Carbon fiber composites are 70% lighter than steel, 40% lighter than aluminum, and about 15% lighter than fiberglass composites. The nature of a carbon fiber is very light, rigid, and strong which is why most weight-critical performance products are manufactured with carbon fiber.
Carbon and glass fiber composites both perform very well in acidic or corrosive environments. The matrix (resin) binding the fibers together can enhance this ability to small or very large degrees.
Fiberglass composites are considered insulators and do not pass through the flow of an electric charge. Carbon fiber is conductive, which may help promote surface treatments such as powder coating.

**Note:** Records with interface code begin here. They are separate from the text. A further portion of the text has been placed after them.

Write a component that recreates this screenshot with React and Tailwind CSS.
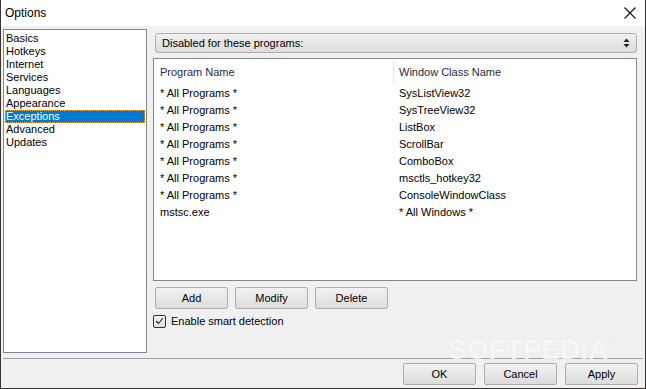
import React from "react";

const font = { fontFamily: '"Liberation Sans", Arial, sans-serif' };

const sections = [
  "Basics",
  "Hotkeys",
  "Internet",
  "Services",
  "Languages",
  "Appearance",
  "Exceptions",
  "Advanced",
  "Updates"
];

const rows = [
  ["* All Programs *", "SysListView32"],
  ["* All Programs *", "SysTreeView32"],
  ["* All Programs *", "ListBox"],
  ["* All Programs *", "ScrollBar"],
  ["* All Programs *", "ComboBox"],
  ["* All Programs *", "msctls_hotkey32"],
  ["* All Programs *", "ConsoleWindowClass"],
  ["mstsc.exe", "* All Windows *"]
];

const Btn = ({ children, className = "" }) => (
  <button
    className={`h-[22px] w-[73px] rounded-[2px] border border-[#adadad] bg-linear-to-b from-[#f2f2f2] to-[#dcdcdc] text-[11px] text-black ${className}`}>
    {children}
  </button>
);

export default function App() {
  return (
    <div
      className="relative flex h-[389px] w-[646px] flex-col overflow-hidden border-x border-b border-[#3a3430] bg-[#f0f0f0] text-[11px] text-black"
      style={font}>
      {/* title bar */}
      <div className="flex h-[26px] items-center justify-between bg-white pl-[4px] pr-[9px]">
        <span className="text-[12px]">Options</span>
        <svg width="12" height="12" viewBox="0 0 12 12">
          <path d="M0.5 0.5 L11.5 11.5 M11.5 0.5 L0.5 11.5" stroke="#111" strokeWidth="1.1" />
        </svg>
      </div>

      <div className="flex h-[331px]">
        {/* sections list */}
        <div className="ml-[2px] mt-[3px] h-[324px] w-[144px] border border-[#828790] bg-white pl-[1px] pr-[1px] pt-[2px]">
          {sections.map((s) => (
            <div
              key={s}
              className={
                s === "Exceptions"
                  ? "flex h-[13px] items-center border border-dotted border-[#f5b041] bg-[#0078d7] text-white"
                  : "flex h-[13px] items-center border border-transparent"
              }>
              {s}
            </div>
          ))}
        </div>

        {/* right panel */}
        <div className="ml-[6px] w-[484px]">
          <div className="ml-[2px] mt-[7px] flex h-[20px] w-[482px] items-center justify-between rounded-[3px] border border-[#acacac] bg-linear-to-b from-[#f0f0f0] to-[#dcdcdc] pl-[6px] pr-[6px]">
            <span className="text-[11px]">Disabled for these programs:</span>
            <svg width="7" height="10" viewBox="0 0 7 10">
              <path d="M3.5 0.5 L6.5 4 H0.5 Z M0.5 6 H6.5 L3.5 9.5 Z" fill="#222" />
            </svg>
          </div>

          <div className="mt-[5px] h-[223px] border border-[#828790] bg-white">
            <div className="flex h-[26px] items-center text-[#1e2a40]">
              <div className="w-[239px] pl-[6px]">Program Name</div>
              <div className="h-[24px] border-l border-[#e5e5e5]" />
              <div className="pl-[5px]">Window Class Name</div>
            </div>
            {rows.map(([a, b], i) => (
              <div key={i} className="flex h-[17px] items-center">
                <div className="w-[240px] pl-[6px]">{a}</div>
                <div className="pl-[5px]">{b}</div>
              </div>
            ))}
          </div>

          <div className="mt-[6px] flex gap-[7px] pl-[2px]">
            <Btn>Add</Btn>
            <Btn>Modify</Btn>
            <Btn>Delete</Btn>
          </div>

          <div className="mt-[4px] flex items-center gap-[5px]">
            <div className="flex h-[13px] w-[13px] items-center justify-center rounded-[2px] border border-[#333] bg-linear-to-b from-[#f4f4f4] to-[#e0e0e0]">
              <svg width="9" height="8" viewBox="0 0 9 8">
                <path d="M1 4 L3.5 6.5 L8 1" stroke="#222" strokeWidth="1.1" fill="none" />
              </svg>
            </div>
            <span>Enable smart detection</span>
          </div>
        </div>
      </div>

      {/* separator + footer */}
      <div className="mx-[2px] mt-[1px] border-t border-[#a0a0a0]" />
      <div className="flex flex-1 items-start justify-end gap-[8px] pr-[7px] pt-[4px]">
        <Btn>OK</Btn>
        <Btn>Cancel</Btn>
        <Btn>Apply</Btn>
      </div>

      {/* watermark */}
      <div
        className="pointer-events-none absolute left-[447px] top-[336px] text-[28px] font-bold leading-[28px] text-white/80"
        style={{ fontFamily: '"Liberation Sans", Arial, sans-serif', textShadow: "0 0 1px rgba(0,0,0,0.12)" }}>
        SOFTPEDIA<span className="align-top text-[8px] leading-[8px]">®</span>
      </div>
    </div>
  );
}
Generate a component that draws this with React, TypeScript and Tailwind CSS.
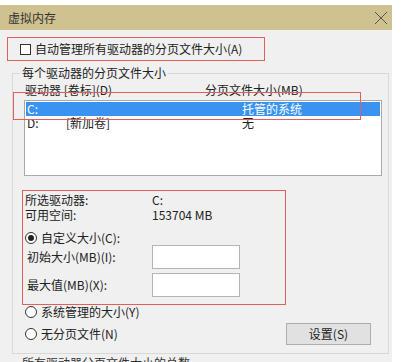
import React from "react";

const font = { fontFamily: '"Noto Sans CJK SC", "Noto Sans", sans-serif' };

function Radio({ checked }: { checked?: boolean }) {
  return (
    <span className="w-[12px] h-[12px] rounded-full border border-[#333] bg-white flex items-center justify-center shrink-0">
      {checked && <span className="w-[6px] h-[6px] rounded-full bg-[#222]" />}
    </span>
  );
}

export default function App() {
  return (
    <div
      className="w-[402px] h-[362px] overflow-hidden bg-white text-[12px] leading-[14px] text-[#222]"
      style={font}
    >
      <div className="h-[5px] bg-white" />
      <div className="flex">
        <div className="w-[392px] h-[357px] overflow-hidden bg-[#f0f0f0] flex flex-col">
          {/* title bar */}
          <div className="h-[25px] shrink-0 bg-[#cfc190] flex items-center justify-between pl-[8px] pr-[4px]">
            <span className="text-[12px] text-[#333]">虚拟内存</span>
            <svg width="14" height="14" viewBox="0 0 14 14">
              <path d="M1 1 L13 13 M13 1 L1 13" stroke="#555" strokeWidth="1" fill="none" />
            </svg>
          </div>

          {/* auto manage checkbox */}
          <div className="shrink-0 mt-[7px] ml-[7px] w-[258px] h-[24px] border border-[#e35d5d] flex items-center pl-[12px]">
            <span className="w-[11px] h-[11px] border border-[#333] bg-white shrink-0" />
            <span className="ml-[4px]">自动管理所有驱动器的分页文件大小(A)</span>
          </div>

          {/* group box */}
          <div className="shrink-0 relative mt-[12px] ml-[12px] w-[377px] h-[281px] border border-[#d8d8d8] flex flex-col">
            <span className="absolute -top-[8px] left-[7px] px-[2px] bg-[#f0f0f0]">
              每个驱动器的分页文件大小
            </span>

            <div className="shrink-0 mt-[9px] ml-[12px] flex">
              <span className="w-[180px]">驱动器 [卷标](D)</span>
              <span>分页文件大小(MB)</span>
            </div>

            <div className="shrink-0 mt-[3px] ml-[11px] w-[358px] h-[76px] border border-[#a9a9a9] bg-white p-[1px] flex flex-col">
              <div className="h-[14px] shrink-0 bg-[#3a93f0] text-white flex items-center">
                <span className="ml-[1px] w-[215px]">C:</span>
                <span>托管的系统</span>
              </div>
              <div className="h-[14px] shrink-0 flex items-center">
                <span className="ml-[1px] w-[39px]">D:</span>
                <span className="w-[176px]">[新加卷]</span>
                <span>无</span>
              </div>
            </div>

            {/* selected drive box */}
            <div className="shrink-0 mt-[14px] ml-[9px] w-[264px] h-[115px] border border-[#e35d5d] flex flex-col pl-[2px]">
              <div className="shrink-0 mt-[2px] h-[14px] flex items-center">
                <span className="w-[127px]">所选驱动器:</span>
                <span>C:</span>
              </div>
              <div className="shrink-0 mt-[1px] h-[14px] flex items-center">
                <span className="w-[127px]">可用空间:</span>
                <span>153704 MB</span>
              </div>
              <div className="shrink-0 mt-[9px] h-[14px] flex items-center">
                <Radio checked />
                <span className="ml-[4px]">自定义大小(C):</span>
              </div>
              <div className="shrink-0 h-[24px] flex items-center">
                <span className="w-[127px] pl-[2px]">初始大小(MB)(I):</span>
                <span className="w-[88px] h-[24px] border border-[#b4b4b4] bg-white" />
              </div>
              <div className="shrink-0 mt-[4px] h-[24px] flex items-center">
                <span className="w-[127px] pl-[2px]">最大值(MB)(X):</span>
                <span className="w-[88px] h-[24px] border border-[#b4b4b4] bg-white" />
              </div>
            </div>

            <div className="shrink-0 ml-[12px] h-[14px] flex items-center">
              <Radio />
              <span className="ml-[4px]">系统管理的大小(Y)</span>
            </div>
            <div className="shrink-0 ml-[12px] mt-[4px] flex items-center">
              <div className="flex items-center w-[261px]">
                <Radio />
                <span className="ml-[4px]">无分页文件(N)</span>
              </div>
              <button className="w-[85px] h-[22px] bg-[#e1e1e1] border border-[#adadad] text-[12px] leading-[14px] text-[#222]">
                设置(S)
              </button>
            </div>

            {/* red overlay annotation around first row */}
            <div className="absolute left-[0px] top-[18px] w-[348px] h-[28px] border border-[#e35d5d] pointer-events-none" />
          </div>

          <div className="shrink-0 mt-[2px] ml-[22px] text-[#333]">所有驱动器分页文件大小的总数</div>
        </div>
      </div>
    </div>
  );
}
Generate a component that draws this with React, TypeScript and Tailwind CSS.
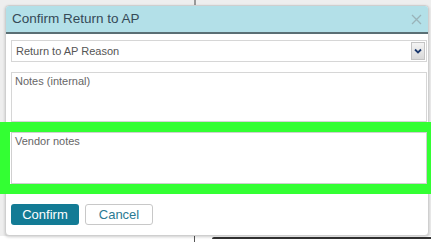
export default function App() {
  return (
    <div
      className="relative h-[242px] w-[431px] overflow-hidden bg-[#eeeeee]"
      style={{ fontFamily: '"Liberation Sans", Arial, sans-serif' }}
    >
      {/* background page decorations behind the modal */}
      <div className="absolute left-[194px] top-0 h-[6px] w-[2px] bg-[#9a9a9a]" />
      <div className="absolute left-0 top-[236px] h-[6px] w-[431px] bg-white" />
      <div className="absolute left-[194px] top-[236px] h-[6px] w-[1px] bg-[#555]" />
      <div className="absolute left-[212px] top-[237px] h-[2px] w-[219px] rounded-tl-[3px] border-l border-t-2 border-[#333]" />

      <div className="relative pl-[5px] pt-[5px]">
        <div className="flex h-[231px] w-[424px] flex-col rounded-[4px] border border-[#cfcfcf] bg-white shadow-[0_1px_3px_rgba(0,0,0,0.2)]">
          {/* header */}
          <div className="flex h-[28px] shrink-0 items-center justify-between rounded-t-[3px] border-b-2 border-[#5a6f74] bg-[#b3e0e8] pl-[6px] pr-[6px]">
            <span className="text-[13.5px] leading-none text-[#354a57]">Confirm Return to AP</span>
            <svg width="11" height="11" viewBox="0 0 11 11" className="mt-[1px]">
              <path d="M1 1 L10 10 M10 1 L1 10" stroke="#9ab3b9" strokeWidth="1.3" />
            </svg>
          </div>

          {/* body */}
          <div className="flex flex-col pl-[5px] pr-[1px] pt-[6px]">
            {/* select */}
            <div className="flex h-[22px] w-[416px] items-center justify-between border border-[#d6d6d6] bg-white pl-[4px] pr-[1px]">
              <span className="text-[11px] leading-[13px] text-[#555]">Return to AP Reason</span>
              <div className="flex h-[18px] w-[14px] items-center justify-center border border-[#c4c4c4] bg-gradient-to-b from-[#f4f4f4] to-[#d9d9d9]">
                <svg width="8" height="6" viewBox="0 0 8 6">
                  <path d="M1 1.5 L4 4.5 L7 1.5" stroke="#1d3a6e" strokeWidth="1.8" fill="none" />
                </svg>
              </div>
            </div>

            {/* notes internal */}
            <div className="mt-[10px] h-[50px] w-[416px] border border-[#d6d6d6] bg-white px-[3px] pt-[2px]">
              <span className="block text-[11px] leading-[13px] text-[#666]">Notes (internal)</span>
            </div>

            {/* highlighted vendor notes */}
            <div className="relative -ml-[11px] h-[72px] w-[435px] shrink-0 border-[10px] border-[#33ff33]">
              <div className="ml-px h-[52px] w-[416px] border border-[#cfcfcf] bg-white px-[3px] pt-[2px]">
                <span className="block text-[11px] leading-[13px] text-[#666]">Vendor notes</span>
              </div>
            </div>

            {/* buttons */}
            <div className="mt-[10px] flex gap-[6px]">
              <button className="flex h-[21px] w-[68px] items-center justify-center rounded-[3px] bg-[#137b95] text-[13px] text-white">
                Confirm
              </button>
              <button className="flex h-[21px] w-[68px] items-center justify-center rounded-[3px] border border-[#c8c8c8] bg-white text-[13px] text-[#2b7a93]">
                Cancel
              </button>
            </div>
          </div>
        </div>
      </div>
    </div>
  );
}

Both carbon fiber and fiberglass composites are considered “radio-lucent” which means they are virtually transparent to radio and x-rays.
STRENGTH AND RIGIDITY
Carbon fiber and glass fiber are both very strong and demonstrate high strength-to-weight ratios. Choosing between carbon and glass fibers can often come down to rigidity of the desired part. In applications where a small amount of flexibility is desired, carbon fiber is the material of choice. In applications where a large amount of flexibility is required, fiberglass is better suited to provide a higher ultimate breaking point than the same part in carbon fiber. Fiberglass is better suited to extreme flex patterns, while carbon fiber has a relatively small flex window.
Long strands of carbon fibers are very difficult and expensive to manufacture, while fiberglass processes much easier. As a result, fiberglass is considerably less expensive than carbon fiber.
Some parts require the stiffness of carbon fiber, yet also have aggressive cost targets to satisfy the market. We can often use both carbon and glass fibers within the same part to get the unique qualities of each fiber choice, while adhering to program cost structures.